All features were tested for the following general conditions:

  • Output consistent point clouds and don't crash with artificial data, real data, all zero data (x, y or z), data without points, data with very low number of neighbors (0, 1, 2)
  • Input should not be changed by the feature extractor

The specific features were tested as follows.

Echo ratio

A test was written with artificial data to check the correctness of the calculation with manually calculated ratio. Also tested on real data to make sure it doesn't crash, without checking for correctness. We could add a test for correctness with real data but we would need both that data and a verified ground truth.


Only sanity tests (l1>l2>l3) on real data and corner cases but no actual test for correctness. The code is very simple though and mainly calls numpy.linalg.eig.

Height statistics (max_z','min_z','mean_z','median_z','std_z','var_z','coeff_var_z','skew_z','kurto_z)

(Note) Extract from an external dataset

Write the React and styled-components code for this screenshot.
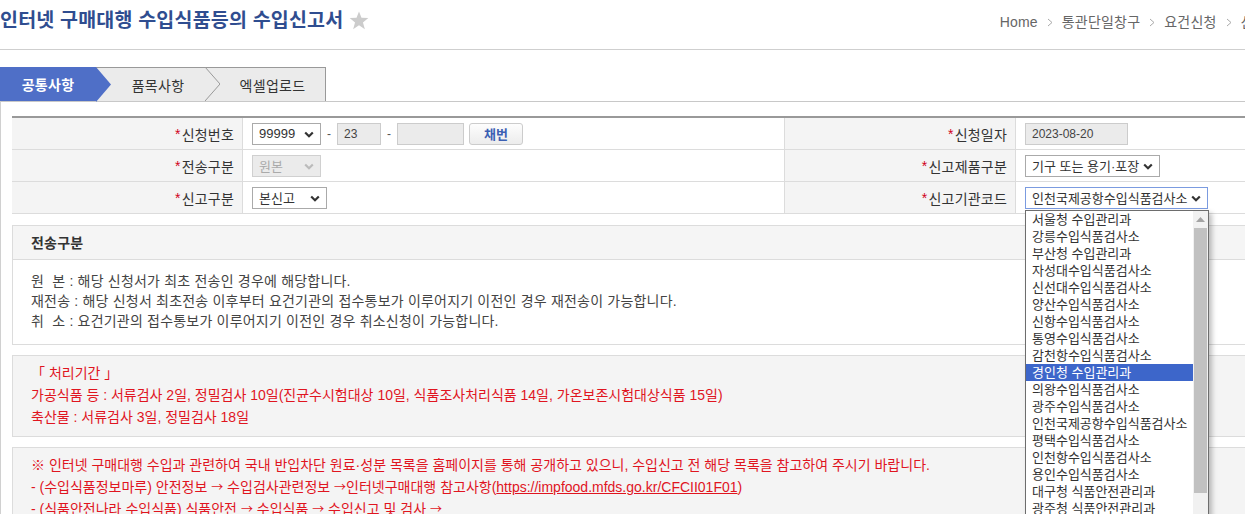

Tested on real data for correctness. It is however unclear where the ground truths come from. Code is mainly calling numpy methods that do all the work already. Only calculations in our code are:

range_z = max_z - min_z
coeff_var_z = np.std(z) / np.mean(z)

I don't know about any packages that could provide an out of the box coefficient of variance. This is probably because the calculation is so simple.

Pulse penetration ratio

Tested for correctness using artificial data against manually calculated values. No comparison was made with other implementations.


Tested for correctness using artificial data against manually calculated values. No comparison was made with other implementations.


Tested for correctness using a simple case with artificial data against manually calculated values.


Tested for correctness on artificial data.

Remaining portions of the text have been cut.